Below are some of the characteristics of Mirrored Cache.

  1. Good for Read Intensive Cases: Client Cache is good only if you have a read-intensive use case where the number of reads are many times more than writes. If number of writes are the same as reads then Client cache is actually slower because a write involves updating it in two places.
  2. Faster Speed like a Local Cache (InProc / OutProc): a Client Cache exists either inside your application process (InProc mode) or local to your web / app server (OutProc mode). In either case, it boosts your application performance significantly as compared to just fetching this data from the clustered cache. InProc mode lets you cache objects on your “application heap” which gives you “InProc Speed” that cannot be matched by any distributed cache.
  3. Not a Stand-Alone Cache: Client Cache may be a Local Cache but it is not a stand-alone cache. Instead, it keeps itself synchronized with the clustered cache. What this means is that if another client updates data in the clustered cache that you have in your Client Cache, the clustered cache notifies the Client Cache to update itself with the latest copy of that data. And, this is done asynchronously but immediately.
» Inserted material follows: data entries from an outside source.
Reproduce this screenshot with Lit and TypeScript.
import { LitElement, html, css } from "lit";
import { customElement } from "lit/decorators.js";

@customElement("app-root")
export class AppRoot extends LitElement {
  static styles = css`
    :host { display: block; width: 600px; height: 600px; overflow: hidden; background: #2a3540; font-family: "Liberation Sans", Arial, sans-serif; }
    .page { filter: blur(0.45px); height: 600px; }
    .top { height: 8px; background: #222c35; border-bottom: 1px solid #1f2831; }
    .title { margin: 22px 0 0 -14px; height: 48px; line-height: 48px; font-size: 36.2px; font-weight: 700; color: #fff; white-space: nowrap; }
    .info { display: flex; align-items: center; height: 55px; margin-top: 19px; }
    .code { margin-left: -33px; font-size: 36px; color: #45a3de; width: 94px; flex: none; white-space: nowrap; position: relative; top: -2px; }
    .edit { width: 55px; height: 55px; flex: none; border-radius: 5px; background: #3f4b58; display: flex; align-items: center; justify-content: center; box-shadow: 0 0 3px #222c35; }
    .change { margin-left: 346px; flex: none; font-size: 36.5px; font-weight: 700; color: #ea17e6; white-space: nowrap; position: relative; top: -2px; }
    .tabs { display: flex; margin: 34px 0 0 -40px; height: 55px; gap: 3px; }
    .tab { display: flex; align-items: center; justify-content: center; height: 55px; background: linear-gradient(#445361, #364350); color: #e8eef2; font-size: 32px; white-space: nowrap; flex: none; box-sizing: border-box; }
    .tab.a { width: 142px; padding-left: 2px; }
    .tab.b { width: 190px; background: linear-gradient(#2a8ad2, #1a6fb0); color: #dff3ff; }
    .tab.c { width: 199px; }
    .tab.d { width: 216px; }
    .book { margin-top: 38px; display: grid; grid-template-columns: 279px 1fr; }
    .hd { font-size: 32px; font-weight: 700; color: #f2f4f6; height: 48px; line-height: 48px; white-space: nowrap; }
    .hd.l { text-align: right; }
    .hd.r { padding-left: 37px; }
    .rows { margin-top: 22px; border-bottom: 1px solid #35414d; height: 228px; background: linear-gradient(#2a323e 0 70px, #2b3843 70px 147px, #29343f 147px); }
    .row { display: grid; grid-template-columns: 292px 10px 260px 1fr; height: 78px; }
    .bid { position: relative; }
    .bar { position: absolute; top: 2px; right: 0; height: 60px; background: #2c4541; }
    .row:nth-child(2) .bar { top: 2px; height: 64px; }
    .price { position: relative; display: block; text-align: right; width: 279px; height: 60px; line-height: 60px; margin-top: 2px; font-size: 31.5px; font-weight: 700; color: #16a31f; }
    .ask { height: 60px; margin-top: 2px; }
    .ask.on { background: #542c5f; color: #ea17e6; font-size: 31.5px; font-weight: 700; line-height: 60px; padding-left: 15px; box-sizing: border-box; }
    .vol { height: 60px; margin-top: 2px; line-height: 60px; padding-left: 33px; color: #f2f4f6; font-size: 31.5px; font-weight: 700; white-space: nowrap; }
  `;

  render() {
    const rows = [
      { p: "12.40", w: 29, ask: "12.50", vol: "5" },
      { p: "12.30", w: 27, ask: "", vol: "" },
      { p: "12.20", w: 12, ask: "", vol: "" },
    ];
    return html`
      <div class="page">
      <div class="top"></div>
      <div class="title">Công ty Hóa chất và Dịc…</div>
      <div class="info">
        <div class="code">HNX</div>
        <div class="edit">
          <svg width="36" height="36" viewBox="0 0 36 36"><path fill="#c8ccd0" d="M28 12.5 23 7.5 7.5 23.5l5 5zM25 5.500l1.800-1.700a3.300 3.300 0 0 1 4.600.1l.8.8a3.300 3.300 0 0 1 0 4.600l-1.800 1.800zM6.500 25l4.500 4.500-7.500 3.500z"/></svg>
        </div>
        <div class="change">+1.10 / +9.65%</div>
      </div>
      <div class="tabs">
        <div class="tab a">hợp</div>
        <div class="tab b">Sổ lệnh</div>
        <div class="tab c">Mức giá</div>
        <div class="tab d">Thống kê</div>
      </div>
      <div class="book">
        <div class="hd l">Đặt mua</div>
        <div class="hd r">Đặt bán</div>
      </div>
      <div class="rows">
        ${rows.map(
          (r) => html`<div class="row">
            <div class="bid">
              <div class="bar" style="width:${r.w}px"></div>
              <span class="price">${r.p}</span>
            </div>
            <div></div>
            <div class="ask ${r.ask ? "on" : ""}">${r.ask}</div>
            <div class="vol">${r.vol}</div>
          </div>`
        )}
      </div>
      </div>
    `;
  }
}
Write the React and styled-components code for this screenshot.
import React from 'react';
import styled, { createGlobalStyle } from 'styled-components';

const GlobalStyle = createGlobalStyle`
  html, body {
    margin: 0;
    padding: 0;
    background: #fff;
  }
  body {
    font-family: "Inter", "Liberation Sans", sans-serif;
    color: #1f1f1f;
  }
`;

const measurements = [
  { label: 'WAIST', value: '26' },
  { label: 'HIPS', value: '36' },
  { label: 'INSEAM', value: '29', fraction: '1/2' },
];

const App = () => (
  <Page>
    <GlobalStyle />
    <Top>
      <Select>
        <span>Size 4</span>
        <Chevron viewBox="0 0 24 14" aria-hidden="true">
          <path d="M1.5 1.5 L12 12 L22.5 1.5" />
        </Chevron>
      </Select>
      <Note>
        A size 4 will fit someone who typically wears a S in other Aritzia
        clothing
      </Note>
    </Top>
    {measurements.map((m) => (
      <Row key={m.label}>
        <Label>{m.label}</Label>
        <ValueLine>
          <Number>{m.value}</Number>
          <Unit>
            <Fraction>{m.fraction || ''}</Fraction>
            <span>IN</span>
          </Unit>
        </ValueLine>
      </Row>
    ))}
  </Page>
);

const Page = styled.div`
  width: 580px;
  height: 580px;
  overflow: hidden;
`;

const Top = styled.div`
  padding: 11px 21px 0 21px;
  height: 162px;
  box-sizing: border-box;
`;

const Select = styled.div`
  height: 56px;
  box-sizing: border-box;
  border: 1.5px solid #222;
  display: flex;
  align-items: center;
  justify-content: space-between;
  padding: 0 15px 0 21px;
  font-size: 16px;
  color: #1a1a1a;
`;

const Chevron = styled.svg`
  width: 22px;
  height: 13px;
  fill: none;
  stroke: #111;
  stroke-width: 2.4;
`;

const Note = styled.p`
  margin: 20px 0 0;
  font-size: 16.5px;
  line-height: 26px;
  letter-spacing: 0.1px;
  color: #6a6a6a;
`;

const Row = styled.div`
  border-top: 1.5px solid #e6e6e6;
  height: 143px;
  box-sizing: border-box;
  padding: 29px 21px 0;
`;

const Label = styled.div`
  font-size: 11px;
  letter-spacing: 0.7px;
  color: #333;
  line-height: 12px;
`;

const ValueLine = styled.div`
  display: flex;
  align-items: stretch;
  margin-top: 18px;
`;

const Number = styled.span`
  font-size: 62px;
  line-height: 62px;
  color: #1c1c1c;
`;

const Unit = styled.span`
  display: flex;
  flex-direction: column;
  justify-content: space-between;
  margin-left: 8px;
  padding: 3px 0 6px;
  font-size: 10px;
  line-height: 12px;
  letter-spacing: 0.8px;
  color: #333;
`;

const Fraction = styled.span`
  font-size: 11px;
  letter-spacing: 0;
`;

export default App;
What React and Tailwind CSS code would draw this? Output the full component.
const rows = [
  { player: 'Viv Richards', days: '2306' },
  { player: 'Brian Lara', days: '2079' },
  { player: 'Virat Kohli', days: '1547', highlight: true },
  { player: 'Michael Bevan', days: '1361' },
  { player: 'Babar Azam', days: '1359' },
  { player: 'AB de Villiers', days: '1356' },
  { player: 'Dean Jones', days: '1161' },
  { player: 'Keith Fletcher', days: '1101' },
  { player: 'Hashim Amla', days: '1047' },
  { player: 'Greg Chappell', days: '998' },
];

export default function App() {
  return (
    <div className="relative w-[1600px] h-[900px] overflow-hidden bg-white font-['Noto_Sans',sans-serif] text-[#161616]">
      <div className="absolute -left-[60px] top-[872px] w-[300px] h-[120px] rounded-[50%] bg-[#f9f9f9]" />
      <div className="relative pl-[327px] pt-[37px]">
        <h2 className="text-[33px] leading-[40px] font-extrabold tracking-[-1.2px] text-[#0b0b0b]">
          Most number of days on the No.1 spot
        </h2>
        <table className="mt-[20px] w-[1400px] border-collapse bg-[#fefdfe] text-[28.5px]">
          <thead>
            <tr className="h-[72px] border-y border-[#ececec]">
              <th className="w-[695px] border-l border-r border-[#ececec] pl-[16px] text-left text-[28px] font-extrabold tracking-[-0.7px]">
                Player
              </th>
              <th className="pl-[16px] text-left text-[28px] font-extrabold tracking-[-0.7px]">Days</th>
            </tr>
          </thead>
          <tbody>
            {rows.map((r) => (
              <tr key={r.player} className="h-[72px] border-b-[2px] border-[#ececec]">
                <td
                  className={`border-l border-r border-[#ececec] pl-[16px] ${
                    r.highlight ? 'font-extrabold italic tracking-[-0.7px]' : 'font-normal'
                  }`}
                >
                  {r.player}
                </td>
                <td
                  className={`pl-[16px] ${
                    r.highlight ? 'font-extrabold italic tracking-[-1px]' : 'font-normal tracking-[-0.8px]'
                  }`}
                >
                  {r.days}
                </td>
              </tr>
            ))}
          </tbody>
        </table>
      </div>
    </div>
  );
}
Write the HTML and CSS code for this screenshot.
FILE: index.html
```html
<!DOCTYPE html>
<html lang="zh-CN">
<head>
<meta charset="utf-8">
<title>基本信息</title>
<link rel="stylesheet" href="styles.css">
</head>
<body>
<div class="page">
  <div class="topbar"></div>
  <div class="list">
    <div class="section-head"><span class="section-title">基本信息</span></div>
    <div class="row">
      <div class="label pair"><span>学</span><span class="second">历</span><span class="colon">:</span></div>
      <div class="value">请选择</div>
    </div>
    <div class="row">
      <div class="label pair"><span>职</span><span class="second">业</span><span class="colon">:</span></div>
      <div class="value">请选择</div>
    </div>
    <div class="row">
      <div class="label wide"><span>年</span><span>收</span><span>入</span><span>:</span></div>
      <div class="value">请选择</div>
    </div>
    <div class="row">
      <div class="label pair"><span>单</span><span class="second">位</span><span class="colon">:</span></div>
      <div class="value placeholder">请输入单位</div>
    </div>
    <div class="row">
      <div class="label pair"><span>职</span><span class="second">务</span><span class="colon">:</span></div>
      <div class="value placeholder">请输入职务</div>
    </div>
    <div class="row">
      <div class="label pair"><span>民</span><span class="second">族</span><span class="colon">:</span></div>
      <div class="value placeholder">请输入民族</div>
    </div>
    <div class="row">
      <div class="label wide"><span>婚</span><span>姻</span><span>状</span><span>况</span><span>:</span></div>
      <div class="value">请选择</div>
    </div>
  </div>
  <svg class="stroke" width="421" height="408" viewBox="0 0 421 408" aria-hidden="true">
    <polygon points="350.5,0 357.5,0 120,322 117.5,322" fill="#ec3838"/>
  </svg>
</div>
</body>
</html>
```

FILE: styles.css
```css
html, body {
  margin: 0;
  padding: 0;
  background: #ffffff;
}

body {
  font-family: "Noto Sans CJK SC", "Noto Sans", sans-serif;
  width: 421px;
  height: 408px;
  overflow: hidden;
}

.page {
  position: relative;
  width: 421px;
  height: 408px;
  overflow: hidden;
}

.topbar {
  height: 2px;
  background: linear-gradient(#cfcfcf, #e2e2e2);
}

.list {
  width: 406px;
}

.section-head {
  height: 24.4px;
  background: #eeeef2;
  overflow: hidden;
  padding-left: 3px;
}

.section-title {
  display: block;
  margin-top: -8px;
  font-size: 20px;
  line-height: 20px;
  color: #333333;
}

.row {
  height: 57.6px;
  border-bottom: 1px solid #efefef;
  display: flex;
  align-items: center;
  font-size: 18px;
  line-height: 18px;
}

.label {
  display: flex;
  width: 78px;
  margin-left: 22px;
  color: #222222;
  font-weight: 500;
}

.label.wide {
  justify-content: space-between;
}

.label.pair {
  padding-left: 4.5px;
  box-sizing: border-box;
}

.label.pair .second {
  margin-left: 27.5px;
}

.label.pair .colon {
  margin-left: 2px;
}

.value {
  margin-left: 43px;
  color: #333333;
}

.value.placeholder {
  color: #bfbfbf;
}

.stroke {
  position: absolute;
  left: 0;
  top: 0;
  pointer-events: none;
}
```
  4. Optimistic / Pessimistic Synchronization: By default, Client Cache uses Optimistic Synchronization which means that NCache client assumes that whatever data the Client Cache has is the latest copy. If Client Cache doesn’t have any data, the Client fetches it from the Clustered Cache, puts it in the Client Cache, and returns it to the client application. Pessimistic Synchronization means the Cache Client first checks the Clustered Cache whether it has a newer version of a cached item. If it does, then the client fetches it, puts it in the Client Cache, and returns it to the client application. Otherwise, it returns whatever is in the Client Cache.
  5. Plug-in without Any Code Change: the best things about Client Cache is that it involves no code change in your application. Instead, you simply plug it in through a configuration change. And, NCache Client API behind the scenes knows what to do about using the Client Cache.